In plaats daarvan deelde de wethouder mee dat de omstreden nota de status krijgt van een B- en W-notitie en dus niet meer in de raad aan de orde komt. De nota is, met uitzondering van de mededeling over het waterwingebied, niet gewijzigd maar wordt zou door het college wel als uitgangspunt worden genomen voor de komende acties die de wethouder van plan is te ontwikkelen. De commissie werd gevraagd van deze gang van zaken kennis te nemen en er mee in te stemmen.
Als dit het nieuwe beleid is, kan interessant worden de komende tijd. Telkens wanneer het college kritiek krijgt op een beleidsstuk, neemt ze een dergelijk stuk terug, bombardeert het tot een B- en W-notitie en gaat verder op de door de raad bekritiseerde weg. Kort door de bocht gesteld kan je bij een dergelijke situatie zeggen: de raad wordt gevraagd met een nota van het college in te stemmen, doet ze dat niet dan wordt het beleid desondanks op de voorgestelde weg voortgezet, nadat de raad buiten spel is gezet!
Ik vermoed dat het voorstel van wethouder Jonkman een van wanhoopsdaad is. Om in aanmerking te komen voor subsidiesuit de royale geldpotten in Den Haag moet er een door de raad vastgestelde visie liggen, uitgewerkt in een overeenstemming met de corporaties en getekend nadat de bewoners als belanghebbenden zijn gehoord.
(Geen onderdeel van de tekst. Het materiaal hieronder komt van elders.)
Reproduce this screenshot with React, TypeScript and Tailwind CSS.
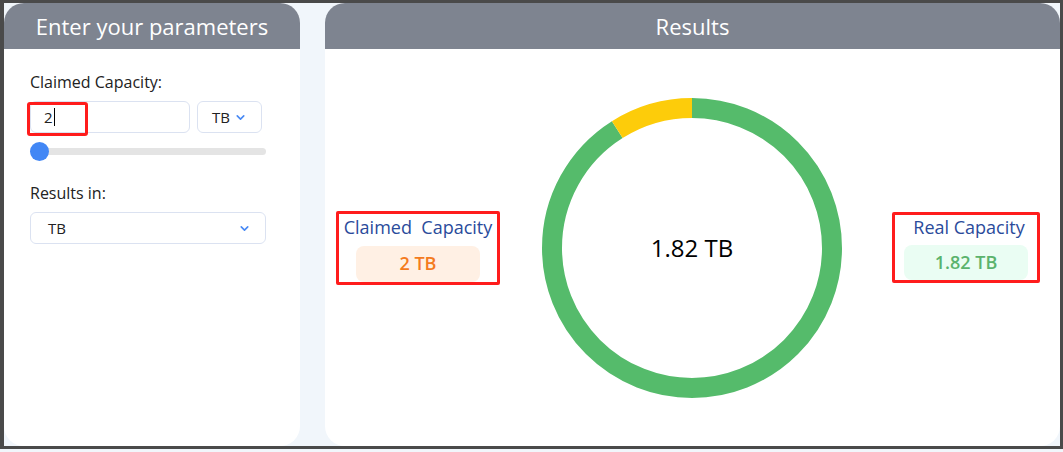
import { ChevronDown } from "lucide-react";

const R = 140;
const C = 2 * Math.PI * R;
const realPart = 1.82 / 2;

const Donut = () => {
  return (
    <div className="relative h-[300px] w-[300px] shrink-0">
      <svg width="300" height="300" viewBox="0 0 300 300">
        <g transform="rotate(-90 150 150)">
          <circle
            cx="150"
            cy="150"
            r={R}
            fill="none"
            stroke="#55bb6b"
            strokeWidth="20"
            strokeDasharray={`${C * realPart} ${C}`}
          />
          <circle
            cx="150"
            cy="150"
            r={R}
            fill="none"
            stroke="#fdcc0a"
            strokeWidth="20"
            strokeDasharray={`${C * (1 - realPart)} ${C}`}
            strokeDashoffset={-C * realPart}
          />
        </g>
      </svg>
      <div className="absolute inset-0 flex items-center justify-center text-[24px] font-medium text-black">
        1.82 TB
      </div>
    </div>
  );
};

export default function App() {
  return (
    <div className="h-[452px] w-[1063px] bg-[#f1f6fb] font-['Open_Sans',sans-serif]">
      <div className="flex h-[449px] w-[1063px] gap-[25px] border-[3px] border-l-4 border-[#4a4a4a] bg-[#f1f6fb]">
        {/* parameters */}
        <div className="flex h-full w-[296px] shrink-0 flex-col overflow-hidden rounded-[20px] bg-white">
          <div className="flex h-[46px] items-center justify-center bg-[#7e8490] text-[22px] text-white">
            Enter your parameters
          </div>
          <div className="flex flex-col pl-[26px] pt-[22px]">
            <div className="text-[16px] leading-[22px] text-[#222]">Claimed Capacity:</div>
            <div className="mt-[8px] flex gap-[7px]">
              <div className="relative flex h-[32px] w-[160px] items-center rounded-[6px] border border-[#dbe2f1] bg-white pl-[13px] text-[15px] text-[#222]">
                2<span className="ml-[1px] h-[18px] w-px bg-black" />
                <div className="absolute left-[-4px] top-0 h-[34px] w-[61px] rounded-[3px] border-[3px] border-[#ff1c1c]" />
              </div>
              <div className="flex h-[32px] w-[65px] items-center justify-center gap-[4px] rounded-[6px] border border-[#dbe2f1] bg-white text-[15px] text-[#222]">
                TB
                <ChevronDown size={13} strokeWidth={3} className="text-[#4a8af4]" />
              </div>
            </div>
            <div className="relative mt-[9px] flex h-[19px] w-[236px] items-center">
              <div className="h-[7px] w-full rounded-full bg-[#e4e4e4]" />
              <div className="absolute left-0 top-0 h-[19px] w-[19px] rounded-full bg-[#4287f5]" />
            </div>
            <div className="mt-[21px] text-[16px] leading-[22px] text-[#222]">Results in:</div>
            <div className="mt-[8px] flex h-[32px] w-[236px] items-center justify-between rounded-[6px] border border-[#dbe2f1] bg-white pl-[17px] pr-[14px] text-[15px] text-[#222]">
              TB
              <ChevronDown size={13} strokeWidth={3} className="text-[#4a8af4]" />
            </div>
          </div>
        </div>

        {/* results */}
        <div className="flex h-full flex-1 flex-col overflow-hidden rounded-[20px] bg-white">
          <div className="flex h-[46px] shrink-0 items-center justify-center bg-[#7e8490] text-[22px] text-white">
            Results
          </div>
          <div className="flex flex-1 items-center pl-[11px]">
            <div className="flex w-[164px] shrink-0 flex-col items-center rounded-[2px] border-[3px] border-[#ff1c1c] pt-[1px]">
              <div className="whitespace-pre text-[18px] leading-[24px] text-[#2a4b9b]">Claimed  Capacity</div>
              <div className="mt-[7px] flex h-[36px] w-[124px] items-center justify-center rounded-[8px] bg-[#fff0e4] text-[18px] font-semibold text-[#f47b1e]">
                2 TB
              </div>
            </div>
            <div className="ml-[42px]">
              <Donut />
            </div>
            <div className="ml-[50px] flex w-[148px] shrink-0 flex-col items-center rounded-[2px] border-[3px] border-[#ff1c1c]">
              <div className="pl-[6px] text-[18px] leading-[24px] text-[#2a4b9b]">Real Capacity</div>
              <div className="mt-[6px] flex h-[35px] w-[124px] items-center justify-center rounded-[8px] bg-[#eafdf3] text-[18px] font-semibold text-[#5bb36d]">
                1.82 TB
              </div>
            </div>
          </div>
        </div>
      </div>
    </div>
  );
}
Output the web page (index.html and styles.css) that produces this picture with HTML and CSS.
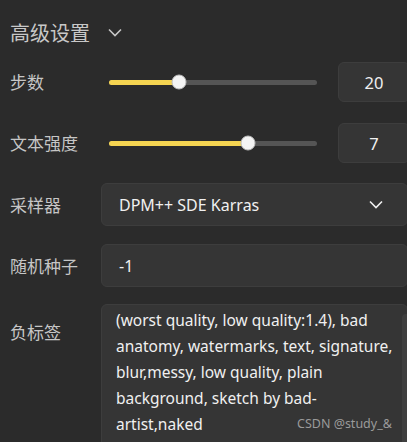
FILE: index.html
```html
<!DOCTYPE html>
<html lang="zh">
<head>
<meta charset="utf-8">
<link rel="stylesheet" href="styles.css">
</head>
<body>
<div class="panel">
  <div class="header">
    <span class="title">高级设置</span>
    <svg class="chev" width="14" height="9" viewBox="0 0 14 9"><path d="M1 1.5 L7 7.5 L13 1.5" fill="none" stroke="#c6c6c6" stroke-width="1.6"/></svg>
  </div>

  <div class="row row-steps">
    <div class="label">步数</div>
    <div class="slider"><div class="track"><div class="fill" style="width:33.7%"></div><div class="thumb" style="left:33.7%"></div></div></div>
    <div class="num">20</div>
  </div>

  <div class="row row-cfg">
    <div class="label">文本强度</div>
    <div class="slider"><div class="track"><div class="fill" style="width:66.8%"></div><div class="thumb" style="left:66.8%"></div></div></div>
    <div class="num">7</div>
  </div>

  <div class="row row-sampler">
    <div class="label">采样器</div>
    <div class="box select">
      <span>DPM++ SDE Karras</span>
      <svg class="sel-chev" width="14" height="9" viewBox="0 0 14 9"><path d="M1 1.5 L7 7.5 L13 1.5" fill="none" stroke="#f0f0f0" stroke-width="1.6"/></svg>
    </div>
  </div>

  <div class="row row-seed">
    <div class="label">随机种子</div>
    <div class="box input">-1</div>
  </div>

  <div class="row row-neg">
    <div class="label neg-label">负标签</div>
    <div class="box textarea">
      <div class="ta-text">(worst quality, low quality:1.4), bad
anatomy, watermarks, text, signature,
blur,messy, low quality, plain
background, sketch by bad-
artist,naked</div>
      <div class="scrollbar"></div>
    </div>
  </div>
</div>
<div class="watermark">CSDN @study_&amp;</div>
</body>
</html>
```

FILE: styles.css
```css
html, body {
  margin: 0;
  padding: 0;
  background: #2b2b2b;
  overflow: hidden;
  width: 407px;
  height: 442px;
}
body {
  font-family: "Noto Sans", "Noto Sans CJK SC", sans-serif;
  color: #c6c6c6;
  position: relative;
}
.panel {
  padding-left: 10px;
  width: 420px;
}
.header {
  display: flex;
  align-items: center;
  height: 26px;
  margin-top: 20px;
}
.title {
  font-family: "Noto Sans CJK SC", sans-serif;
  font-size: 20px;
  line-height: 26px;
  color: #c8c8c8;
}
.chev {
  margin-left: 18px;
  margin-top: -2px;
}
.row {
  display: flex;
  align-items: center;
}
.row-steps { margin-top: 16px; height: 40px; }
.row-cfg { margin-top: 21px; height: 40px; }
.row-sampler { margin-top: 20px; height: 43px; }
.row-seed { margin-top: 18px; height: 43px; }
.row-neg { margin-top: 17px; align-items: flex-start; }
.label {
  width: 91px;
  flex: none;
  font-family: "Noto Sans CJK SC", sans-serif;
  font-size: 17px;
  line-height: 24px;
  color: #c6c6c6;
}
.slider {
  width: 208px;
  margin-left: 8px;
  flex: none;
}
.track {
  position: relative;
  height: 5px;
  border-radius: 3px;
  background: #555555;
}
.fill {
  height: 5px;
  border-radius: 3px;
  background: #f5d451;
}
.thumb {
  position: absolute;
  top: 50%;
  width: 13px;
  height: 13px;
  border-radius: 50%;
  background: #f4f4f4;
  border: 1px solid #bdbdbd;
  transform: translate(-50%, -50%);
}
.num {
  margin-left: 21px;
  width: 70px;
  height: 38px;
  flex: none;
  display: flex;
  align-items: center;
  justify-content: center;
  background: #353535;
  border: 1px solid #3d3d3d;
  border-radius: 6px;
  color: #f0f0f0;
  font-size: 16.5px;
}
.box {
  flex: none;
  width: 307px;
  background: #353535;
  border: 1px solid #3d3d3d;
  border-radius: 6px;
  color: #f0f0f0;
  font-size: 16px;
  box-sizing: border-box;
}
.select, .input {
  height: 43px;
  display: flex;
  align-items: center;
  padding-left: 17px;
}
.select span { flex: 1; }
.sel-chev { margin-right: 24px; }
.neg-label { margin-top: 16px; }
.textarea {
  position: relative;
  height: 150px;
  padding: 2px 15px 0 14px;
  overflow: hidden;
}
.ta-text {
  white-space: pre;
  line-height: 26px;
  font-size: 15.5px;
}
.scrollbar {
  position: absolute;
  left: 300px;
  top: 9px;
  width: 8px;
  height: 140px;
  border-radius: 4px;
  background: #3f3f3f;
}
.watermark {
  position: absolute;
  left: 297px;
  top: 415px;
  font-family: "Noto Sans", sans-serif;
  font-size: 12.5px;
  color: #9a9a9a;
}
```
Als enige van de twintig steden waarin de 56 wijken liggen die voor subsidie in aanmerking komen, heeft Amersfoort nog steeds niet aan de gestelde voorwaarden voldaan.
Het voor kennis aannemen van de omstreden nota had de wethouder in elk geval een stuk op weg kunnen helpen. Of het hem echt geholpen had, is echter de vraag: de minister verwacht wel dat de gevraagde visie door de raad is goedgekeurd. dat is iets anders dan een instemming door de commissie, temeer omdat deze geen besluiten kan nemen. De wethouder is in een positie beland waarvoor hij niet is te benijden. Hij is daarin echter niet schuldloos beland. Het afgelopen najaar heb ik tijdens de discussie over het meerjaren-ontwikkelingsplan gewezen op het ontbreken van een visie op de fysieke stadsvernieuwing en daarop gebaseerde overeenkomsten. Mijn zorg op dat moment werd bevestigd door ambtenaren van het ministerie VROM.
Dat komt wel goed, was zo ongeveer de boodschap van de wethouder en zijn ambtelijke adviseurs. Dus niet. De wethouder heeft een nieuwe nota voor het einde van dit jaar toegezegd. Lukt hem dat, dan zijn we op tijd voor 2006 – 2005 is dan verloren geld.